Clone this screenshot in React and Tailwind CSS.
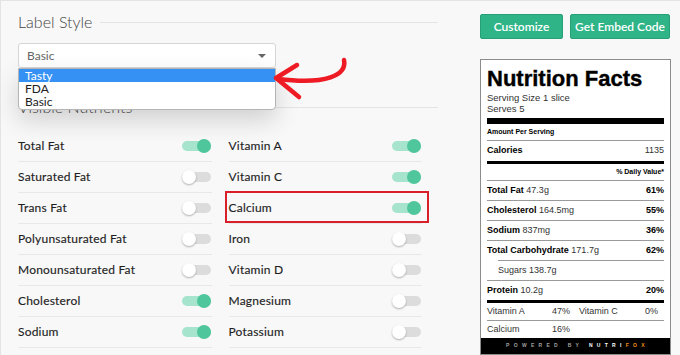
import React from 'react';

const left = [
  ['Total Fat', true],
  ['Saturated Fat', false],
  ['Trans Fat', false],
  ['Polyunsaturated Fat', false],
  ['Monounsaturated Fat', false],
  ['Cholesterol', true],
  ['Sodium', true],
];

const right = [
  ['Vitamin A', true],
  ['Vitamin C', true],
  ['Calcium', true],
  ['Iron', false],
  ['Vitamin D', false],
  ['Magnesium', false],
  ['Potassium', false],
];

const Toggle = ({ on }) => (
  <div className="relative w-[29px] h-[14px] shrink-0">
    <div className={`absolute left-0 right-0 top-[2px] h-[10px] rounded-full ${on ? 'bg-[#a6e4cd]' : 'bg-[#dcdcdc]'}`}></div>
    {on ? (
      <div className="absolute right-0 top-0 w-[14px] h-[14px] rounded-full bg-[#4fc69b]"></div>
    ) : (
      <div className="absolute left-0 top-0 w-[14px] h-[14px] rounded-full bg-white shadow-[0_1px_2px_rgba(0,0,0,0.3)]"></div>
    )}
  </div>
);

const NutrientRow = ({ name, on, boxed }) => (
  <div className="relative h-[31px] flex items-center justify-between border-b border-[#e8e8e8] pr-[1px]">
    <span className="text-[12px] text-[#1f1f1f] tracking-[0.2px] [-webkit-text-stroke:0.15px_#1f1f1f]">{name}</span>
    <Toggle on={on} />
    {boxed && <div className="absolute left-[-4px] right-[-7px] top-[-2px] bottom-0 border-2 border-[#d9202a]"></div>}
  </div>
);

const FactRow = ({ label, value, pct, indent }) => (
  <div className={`h-[20px] flex items-center justify-between border-t border-[#9a9a9a] text-[9px] ${indent ? 'ml-[11px]' : ''}`}>
    <span>
      {indent ? <span className="text-[#333]">{label} </span> : <span className="font-bold text-black">{label} </span>}
      <span className="text-[#333]">{value}</span>
    </span>
    {pct && <span className="font-bold text-black">{pct}</span>}
  </div>
);

export default function App() {
  return (
    <div className="relative w-[680px] h-[355px] overflow-hidden bg-[#f8f8f8] border-t border-l border-[#e4e4e4] flex font-['Lato',sans-serif]">
      {/* Left: settings */}
      <div className="ml-[17px] w-[420px] pt-[11px]">
        <div className="h-[20px] flex items-center gap-[8px]">
          <span className="text-[16px] font-light text-[#444] leading-none">Label Style</span>
          <div className="flex-1 h-px bg-[#e4e4e4]"></div>
        </div>

        <div className="relative mt-[11px] w-[258px]">
          <div className="h-[25px] bg-white border border-[#d6d6d6] rounded-[3px] flex items-center justify-between pl-[8px] pr-[9px]">
            <span className="text-[12px] text-[#666]">Basic</span>
            <span className="w-0 h-0 border-l-[4px] border-r-[4px] border-t-[4px] border-l-transparent border-r-transparent border-t-[#666]"></span>
          </div>
          <div className="absolute left-0 right-0 top-full z-10 bg-white border border-[#b5b5b5] rounded-b-[4px] shadow-[0_10px_24px_rgba(0,0,0,0.16)] text-[12px] text-[#222] leading-[13px] pb-[1px]">
            <div className="bg-[#3592f4] text-white px-[6px]">Tasty</div>
            <div className="px-[6px]">FDA</div>
            <div className="px-[6px]">Basic</div>
          </div>
        </div>

        <div className="mt-[29px] h-[20px] flex items-center gap-[8px]">
          <span className="text-[16px] font-light text-[#444] leading-none">Visible Nutrients</span>
          <div className="flex-1 h-px bg-[#e4e4e4]"></div>
        </div>

        <div className="mt-[14px] w-[404px] grid grid-cols-2 gap-x-[17px]">
          <div>
            {left.map(([n, on]) => <NutrientRow key={n} name={n} on={on} />)}
          </div>
          <div>
            {right.map(([n, on]) => <NutrientRow key={n} name={n} on={on} boxed={n === 'Calcium'} />)}
          </div>
        </div>
      </div>

      {/* Right: actions + label preview */}
      <div className="ml-[42px] w-[191px] pt-[13px]">
        <div className="flex gap-[7px]">
          <button className="w-[83px] h-[25px] bg-[#2fb487] border border-[#28a077] rounded-[2px] text-white text-[12px] font-semibold">Customize</button>
          <button className="w-[100px] h-[25px] bg-[#2fb487] border border-[#28a077] rounded-[2px] text-white text-[12px] font-semibold">Get Embed Code</button>
        </div>

        <div className="mt-[20px] bg-white border border-[#8c8c8c] font-['Liberation_Sans',Arial,sans-serif]">
          <div className="px-[6px] pt-[8px]">
            <div className="h-[22px] text-[22px] leading-[22px] font-black text-black [-webkit-text-stroke:0.4px_black]">Nutrition Facts</div>
            <div className="mt-[2px] text-[9.5px] leading-[11px] text-[#333]">
              <div>Serving Size 1 slice</div>
              <div>Serves 5</div>
            </div>
            <div className="mt-[4px] h-[6px] bg-black"></div>
            <div className="h-[17px] flex items-center border-b border-[#9a9a9a] text-[7px] font-bold text-black">Amount Per Serving</div>
            <div className="h-[20px] flex items-center justify-between text-[9px]">
              <span className="font-bold text-black">Calories</span>
              <span className="text-[#333]">1135</span>
            </div>
            <div className="h-[3px] bg-black"></div>
            <div className="h-[16px] flex items-center justify-end text-[7px] font-bold text-black">% Daily Value*</div>
            <FactRow label="Total Fat" value="47.3g" pct="61%" />
            <FactRow label="Cholesterol" value="164.5mg" pct="55%" />
            <FactRow label="Sodium" value="837mg" pct="36%" />
            <FactRow label="Total Carbohydrate" value="171.7g" pct="62%" />
            <FactRow label="Sugars" value="138.7g" indent />
            <FactRow label="Protein" value="10.2g" pct="20%" />
            <div className="h-[3px] bg-black"></div>
            <div className="h-[17px] flex items-center text-[9px] text-[#333]">
              <span className="w-[65px]">Vitamin A</span>
              <span className="w-[27px]">47%</span>
              <span className="w-[66px]">Vitamin C</span>
              <span>0%</span>
            </div>
            <div className="h-[18px] flex items-center border-t border-[#9a9a9a] text-[9px] text-[#333]">
              <span className="w-[65px]">Calcium</span>
              <span>16%</span>
            </div>
          </div>
          <div className="h-[16px] bg-black flex items-center justify-center text-[5px] font-bold tracking-[4.3px] pl-[4px]">
            <span className="text-[#a0a0a0]">POWERED BY&nbsp;</span>
            <span className="text-white">NUTRI</span>
            <span className="text-[#f5911e]">FOX</span>
          </div>
        </div>
      </div>

      {/* Annotation arrow */}
      <svg className="absolute left-[262px] top-[52px] z-20" width="90" height="52" viewBox="262 52 90 52" fill="none">
        <path d="M343 59 C 346 74, 326 84, 277 78" stroke="#ee1b24" strokeWidth="4.5" strokeLinecap="round" />
        <path d="M296 64 L 275 77 L 298 96" stroke="#ee1b24" strokeWidth="4.5" strokeLinecap="round" strokeLinejoin="round" />
      </svg>
    </div>
  );
}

-----

Work to be completed ▸
Omit the pictures, and quote the material above exactly as given.

Answer to this exercise ▸
Clone this screenshot in React and Tailwind CSS.
import React from 'react';

const left = [
  ['Total Fat', true],
  ['Saturated Fat', false],
  ['Trans Fat', false],
  ['Polyunsaturated Fat', false],
  ['Monounsaturated Fat', false],
  ['Cholesterol', true],
  ['Sodium', true],
];

const right = [
  ['Vitamin A', true],
  ['Vitamin C', true],
  ['Calcium', true],
  ['Iron', false],
  ['Vitamin D', false],
  ['Magnesium', false],
  ['Potassium', false],
];

const Toggle = ({ on }) => (
  <div className="relative w-[29px] h-[14px] shrink-0">
    <div className={`absolute left-0 right-0 top-[2px] h-[10px] rounded-full ${on ? 'bg-[#a6e4cd]' : 'bg-[#dcdcdc]'}`}></div>
    {on ? (
      <div className="absolute right-0 top-0 w-[14px] h-[14px] rounded-full bg-[#4fc69b]"></div>
    ) : (
      <div className="absolute left-0 top-0 w-[14px] h-[14px] rounded-full bg-white shadow-[0_1px_2px_rgba(0,0,0,0.3)]"></div>
    )}
  </div>
);

const NutrientRow = ({ name, on, boxed }) => (
  <div className="relative h-[31px] flex items-center justify-between border-b border-[#e8e8e8] pr-[1px]">
    <span className="text-[12px] text-[#1f1f1f] tracking-[0.2px] [-webkit-text-stroke:0.15px_#1f1f1f]">{name}</span>
    <Toggle on={on} />
    {boxed && <div className="absolute left-[-4px] right-[-7px] top-[-2px] bottom-0 border-2 border-[#d9202a]"></div>}
  </div>
);

const FactRow = ({ label, value, pct, indent }) => (
  <div className={`h-[20px] flex items-center justify-between border-t border-[#9a9a9a] text-[9px] ${indent ? 'ml-[11px]' : ''}`}>
    <span>
      {indent ? <span className="text-[#333]">{label} </span> : <span className="font-bold text-black">{label} </span>}
      <span className="text-[#333]">{value}</span>
    </span>
    {pct && <span className="font-bold text-black">{pct}</span>}
  </div>
);

export default function App() {
  return (
    <div className="relative w-[680px] h-[355px] overflow-hidden bg-[#f8f8f8] border-t border-l border-[#e4e4e4] flex font-['Lato',sans-serif]">
      {/* Left: settings */}
      <div className="ml-[17px] w-[420px] pt-[11px]">
        <div className="h-[20px] flex items-center gap-[8px]">
          <span className="text-[16px] font-light text-[#444] leading-none">Label Style</span>
          <div className="flex-1 h-px bg-[#e4e4e4]"></div>
        </div>

        <div className="relative mt-[11px] w-[258px]">
          <div className="h-[25px] bg-white border border-[#d6d6d6] rounded-[3px] flex items-center justify-between pl-[8px] pr-[9px]">
            <span className="text-[12px] text-[#666]">Basic</span>
            <span className="w-0 h-0 border-l-[4px] border-r-[4px] border-t-[4px] border-l-transparent border-r-transparent border-t-[#666]"></span>
          </div>
          <div className="absolute left-0 right-0 top-full z-10 bg-white border border-[#b5b5b5] rounded-b-[4px] shadow-[0_10px_24px_rgba(0,0,0,0.16)] text-[12px] text-[#222] leading-[13px] pb-[1px]">
            <div className="bg-[#3592f4] text-white px-[6px]">Tasty</div>
            <div className="px-[6px]">FDA</div>
            <div className="px-[6px]">Basic</div>
          </div>
        </div>

        <div className="mt-[29px] h-[20px] flex items-center gap-[8px]">
          <span className="text-[16px] font-light text-[#444] leading-none">Visible Nutrients</span>
          <div className="flex-1 h-px bg-[#e4e4e4]"></div>
        </div>

        <div className="mt-[14px] w-[404px] grid grid-cols-2 gap-x-[17px]">
          <div>
            {left.map(([n, on]) => <NutrientRow key={n} name={n} on={on} />)}
          </div>
          <div>
            {right.map(([n, on]) => <NutrientRow key={n} name={n} on={on} boxed={n === 'Calcium'} />)}
          </div>
        </div>
      </div>

      {/* Right: actions + label preview */}
      <div className="ml-[42px] w-[191px] pt-[13px]">
        <div className="flex gap-[7px]">
          <button className="w-[83px] h-[25px] bg-[#2fb487] border border-[#28a077] rounded-[2px] text-white text-[12px] font-semibold">Customize</button>
          <button className="w-[100px] h-[25px] bg-[#2fb487] border border-[#28a077] rounded-[2px] text-white text-[12px] font-semibold">Get Embed Code</button>
        </div>

        <div className="mt-[20px] bg-white border border-[#8c8c8c] font-['Liberation_Sans',Arial,sans-serif]">
          <div className="px-[6px] pt-[8px]">
            <div className="h-[22px] text-[22px] leading-[22px] font-black text-black [-webkit-text-stroke:0.4px_black]">Nutrition Facts</div>
            <div className="mt-[2px] text-[9.5px] leading-[11px] text-[#333]">
              <div>Serving Size 1 slice</div>
              <div>Serves 5</div>
            </div>
            <div className="mt-[4px] h-[6px] bg-black"></div>
            <div className="h-[17px] flex items-center border-b border-[#9a9a9a] text-[7px] font-bold text-black">Amount Per Serving</div>
            <div className="h-[20px] flex items-center justify-between text-[9px]">
              <span className="font-bold text-black">Calories</span>
              <span className="text-[#333]">1135</span>
            </div>
            <div className="h-[3px] bg-black"></div>
            <div className="h-[16px] flex items-center justify-end text-[7px] font-bold text-black">% Daily Value*</div>
            <FactRow label="Total Fat" value="47.3g" pct="61%" />
            <FactRow label="Cholesterol" value="164.5mg" pct="55%" />
            <FactRow label="Sodium" value="837mg" pct="36%" />
            <FactRow label="Total Carbohydrate" value="171.7g" pct="62%" />
            <FactRow label="Sugars" value="138.7g" indent />
            <FactRow label="Protein" value="10.2g" pct="20%" />
            <div className="h-[3px] bg-black"></div>
            <div className="h-[17px] flex items-center text-[9px] text-[#333]">
              <span className="w-[65px]">Vitamin A</span>
              <span className="w-[27px]">47%</span>
              <span className="w-[66px]">Vitamin C</span>
              <span>0%</span>
            </div>
            <div className="h-[18px] flex items-center border-t border-[#9a9a9a] text-[9px] text-[#333]">
              <span className="w-[65px]">Calcium</span>
              <span>16%</span>
            </div>
          </div>
          <div className="h-[16px] bg-black flex items-center justify-center text-[5px] font-bold tracking-[4.3px] pl-[4px]">
            <span className="text-[#a0a0a0]">POWERED BY&nbsp;</span>
            <span className="text-white">NUTRI</span>
            <span className="text-[#f5911e]">FOX</span>
          </div>
        </div>
      </div>

      {/* Annotation arrow */}
      <svg className="absolute left-[262px] top-[52px] z-20" width="90" height="52" viewBox="262 52 90 52" fill="none">
        <path d="M343 59 C 346 74, 326 84, 277 78" stroke="#ee1b24" strokeWidth="4.5" strokeLinecap="round" />
        <path d="M296 64 L 275 77 L 298 96" stroke="#ee1b24" strokeWidth="4.5" strokeLinecap="round" strokeLinejoin="round" />
      </svg>
    </div>
  );
}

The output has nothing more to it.